BANDUNG, SEATIZENS – Ekonom Institute for Development of Economic and Finance (Indef), Eko Listiyanto, menegaskan bahwa konflik berkepanjangan antara Iran dan Israel berpotensi besar mendorong lonjakan harga minyak dunia. Menurutnya, sekitar 20 persen konsumsi minyak global disalurkan melalui Selat Hormuz, yang kini terancam ditutup akibat eskalasi perang.
“Jika perang ini berlarut-larut tentu tren harga minyak dunia akan naik, karena sekitar 20 persen konsumsi minyak global didistribusikan melalui Selat Hormuz. Bagi perdagangan global akan semakin menyulitkan distribusi barang dan harga akan naik, inflasi global bisa meningkat,” ujar Eko Listiyanto di Jakarta, Senin.
Selat Hormuz sendiri dikenal sebagai salah satu jalur laut vital bagi pasokan energi dunia.
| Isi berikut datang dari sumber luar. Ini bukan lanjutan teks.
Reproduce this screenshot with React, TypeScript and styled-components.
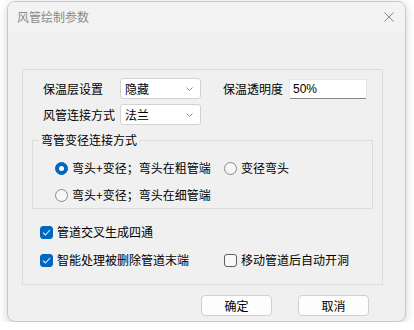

Pada Minggu (22/6), Parlemen Republik Islam Iran telah menyetujui usulan penutupan Selat Hormuz untuk seluruh pelayaran, sebagai respons atas serangan Amerika Serikat terhadap fasilitas nuklir Iran. Keputusan final terkait penutupan ini masih menunggu persetujuan Dewan Keamanan Tertinggi Nasional Iran.
Presiden AS Donald Trump sebelumnya mengumumkan bahwa militer Amerika Serikat telah menyerang tiga fasilitas nuklir Iran di Fordow, Natanz, dan Isfahan. Serangan tersebut terjadi di tengah memanasnya situasi akibat agresi militer Israel ke Iran sejak 13 Juni lalu, yang didukung penuh oleh AS dan memicu respons balasan dari pihak Iran.
Ekonom Indef Dampak perang ini tidak hanya dirasakan secara global, namun juga berimbas pada perekonomian Indonesia. Eko Listiyanto mengingatkan bahwa kenaikan harga minyak dunia dapat menjadi ancaman bagi alokasi subsidi bahan bakar minyak (BBM) dalam Anggaran Pendapatan Belanja Negara (APBN). Meski demikian, hingga Jumat (20/6), kondisi masih relatif aman karena asumsi harga minyak dalam APBN sebesar 82 dolar AS per barel, sementara harga global masih di sekitar 77 dolar AS per barel.
“Kalau berkepanjangan, konflik ini bisa mengerek harga minyak, harga energi lainnya ikut naik, ujungnya ke daya dukung APBN untuk perekonomian, khususnya subsidi energi,” jelas Eko .
Sebagai langkah mitigasi, pemerintah diharapkan dapat meningkatkan efektivitas penggunaan anggaran untuk memperkuat daya beli masyarakat. “Dengan itu, setidaknya dari sisi domestik masih ada permintaan yang besar sehingga ekonomi tetap bisa bertahan,” tambah Eko.
BACA JUGA:No More War! Suasana Demonstrasi di AS Tolak Keterlibatan Amerika dalam Konflik Israel-Iran
Berdasarkan data Anadolu Agency, potensi penutupan Selat Hormuz sangat krusial karena jalur ini menangani hampir 15 juta barel minyak mentah setiap hari, atau sekitar sepertiga dari perdagangan minyak global. Jika jalur ini benar-benar ditutup, pasokan minyak dunia akan terganggu parah dan harga bisa melonjak tajam, memperberat beban ekonomi banyak negara, termasuk Indonesia.